Slip op., at 2.  In its analysis, the Court of Appeal examined the sources of the obligations owed by class counsel (and the named plaintiff) to the certified class:

First, the representative plaintiffs must establish that they will adequately represent the class before a class may be certified. (Sav-On, supra, 34 Cal.4th at p. 326.) Part of that showing involves establishing that the counsel they have chosen can and will adequately represent the interests of the class as a whole. (Cal Pak Delivery, Inc. v. United Parcel Service, Inc. (1997) 52 Cal.App.4th 1, 12; McGhee v. Bank of America (1976) 60 Cal.App.3d 442, 450.) Second, both the representative plaintiffs and the counsel they have chosen owe absent class members a fiduciary duty to protect the absentees‟ interests throughout the litigation. (Janik v. Rudy, Exelrod & Zieff, supra, 119 Cal.App.4th at p. 938.) Finally, the trial court, “as the guardian of the rights of the absentees, is vested broad administrative, as well as adjudicative, power.” (Greenfield v. Villager Industries, Inc., supra, 483 F.2d at p. 832.) Thus, unlike situations in which the litigant has retained an attorney to conduct litigation, where the litigant and the attorney agree upon the scope of the engagement, and their rights and duties are governed by their agreement, in class actions, where there is no agreement with absentee class members to define the scope of the engagement, class counsel must represent all of the absent class members' interests throughout the litigation to the extent there are class issues, and it is the duty of the trial court to ensure at every stage of the proceeding that counsel is adequately representing those interests.
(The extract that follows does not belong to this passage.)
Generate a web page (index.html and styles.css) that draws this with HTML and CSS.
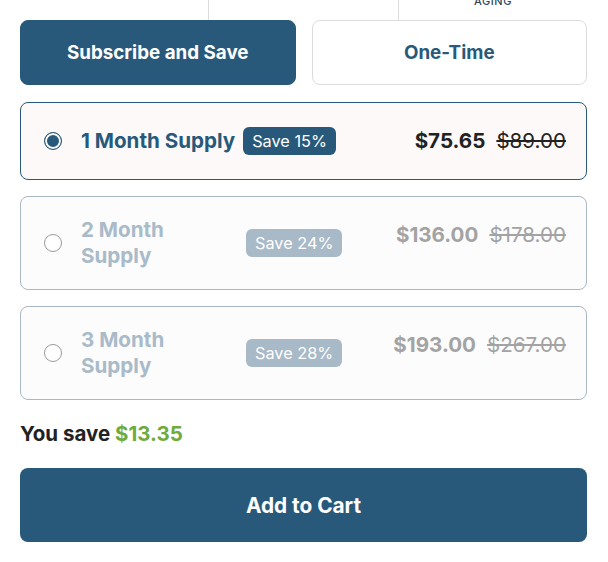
FILE: index.html
```html
<!DOCTYPE html>
<html lang="en">
<head>
<meta charset="utf-8">
<title>Subscribe</title>
<link rel="stylesheet" href="styles.css">
</head>
<body>
<div class="wrap">
  <div class="tabs-top">
    <div class="tt-cell"></div>
    <div class="tt-cell"></div>
    <div class="tt-cell"><span class="tt-label">AGING</span></div>
  </div>
  <div class="mode">
    <button class="mode-btn active">Subscribe and Save</button>
    <button class="mode-btn">One-Time</button>
  </div>
  <div class="options">
    <div class="opt selected">
      <span class="radio on"></span>
      <span class="opt-label">1 Month Supply</span>
      <span class="badge">Save 15%</span>
      <span class="price"><b>$75.65</b><s>$89.00</s></span>
    </div>
    <div class="opt off">
      <span class="radio"></span>
      <span class="opt-label narrow">2 Month Supply</span>
      <span class="badge">Save 24%</span>
      <span class="price"><b>$136.00</b><s>$178.00</s></span>
    </div>
    <div class="opt off">
      <span class="radio"></span>
      <span class="opt-label narrow">3 Month Supply</span>
      <span class="badge">Save 28%</span>
      <span class="price"><b>$193.00</b><s>$267.00</s></span>
    </div>
  </div>
  <p class="saving">You save <span class="green">$13.35</span></p>
  <button class="cart">Add to Cart</button>
</div>
</body>
</html>
```

FILE: styles.css
```css
* { box-sizing: border-box; }
html, body { margin: 0; padding: 0; background: #fff; }
body { font-family: Inter, "Noto Sans", sans-serif; color: #222; }
.wrap { width: 567px; margin-left: 20px; }

.tabs-top { display: grid; grid-template-columns: 188px 190px 189px; height: 20px; overflow: hidden; }
.tt-cell { border-left: 1px solid #dcdcdc; text-align: center; }
.tt-cell:first-child { border-left: none; }
.tt-label { display: block; margin-top: -6px; font-size: 11px; line-height: 14px; letter-spacing: 0.6px; color: #2b4a5e; font-weight: 500; }

.mode { display: grid; grid-template-columns: 1fr 1fr; gap: 16px; }
.mode-btn { height: 65px; border-radius: 8px; border: 1px solid #dcdcdc; background: #fff; color: #28597a; font-family: Inter, sans-serif; font-weight: 700; font-size: 18.8px; cursor: pointer; }
.mode-btn.active { background: #28597a; border-color: #28597a; color: #fff; }

.options { display: flex; flex-direction: column; gap: 16px; margin-top: 17px; }
.opt { display: flex; align-items: center; border: 1px solid #a9b8c3; border-radius: 8px; background: #fcfcfc; padding: 20px 20px 20px 23px; min-height: 78px; }
.opt.selected { border-color: #28597a; background: #fcf9f8; }
.radio { width: 18px; height: 18px; border-radius: 50%; border: 1px solid #9a9a9a; background: #fff; flex: none; }
.radio.on { border: 1.5px solid #28597a; box-shadow: inset 0 0 0 2px #fff; background: #28597a; }
.opt-label { margin-left: 19px; font-size: 20.6px; font-weight: 700; line-height: 26px; color: #28597a; white-space: nowrap; }
.opt-label.narrow { width: 140px; white-space: normal; flex: none; }
.off .opt-label { color: #a9bac8; }
.badge { margin-left: 8px; height: 28px; line-height: 28px; padding: 0 9px; border-radius: 6px; background: #28597a; color: #fff; font-size: 16.3px; font-weight: 400; }
.off .badge { background: #a8b9c7; margin-left: 25px; }
.price { margin-left: auto; align-self: flex-start; line-height: 36px; font-size: 20.6px; white-space: nowrap; }
.opt.selected .price { align-self: center; }
.price b { font-weight: 700; color: #222; }
.price s { margin-left: 11px; color: #222; font-weight: 400; }
.off .price b, .off .price s { color: #a3a3a3; }

.saving { margin: 22px 0 0; font-size: 20.5px; font-weight: 700; line-height: 24px; color: #222; }
.green { color: #6fab3b; }
.cart { display: block; width: 100%; height: 74px; margin-top: 22px; border: none; border-radius: 8px; background: #28597a; color: #fff; font-family: Inter, sans-serif; font-size: 20.8px; font-weight: 700; cursor: pointer; }
```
Slip op., at 7-8.  Ultimately, the Court of Appeal described a reasonable way out of the quandry faced by class counsel that must collect a judgment from an insolvent debtor:

It may be that, given the specialized knowledge needed to enforce judgments, class counsel is not competent to provide enforcement services without assistance. But nothing prevents class counsel from associating in counsel with that expertise, and the cost of that association can be paid by the class from any recovery achieved. And if, after diligent inquiry, class counsel determines there are no recoverable assets, counsel may present such findings to the trial court, and the trial court, as guardian of the rights of the absent class members, may determine whether counsel should be relieved of any further obligations to the class.

Slip op., at 8-9.

This opinion is a necessary reminder of the extent of the duty assumed by class counsel when that fateful line is crossed and the proposed class is certified.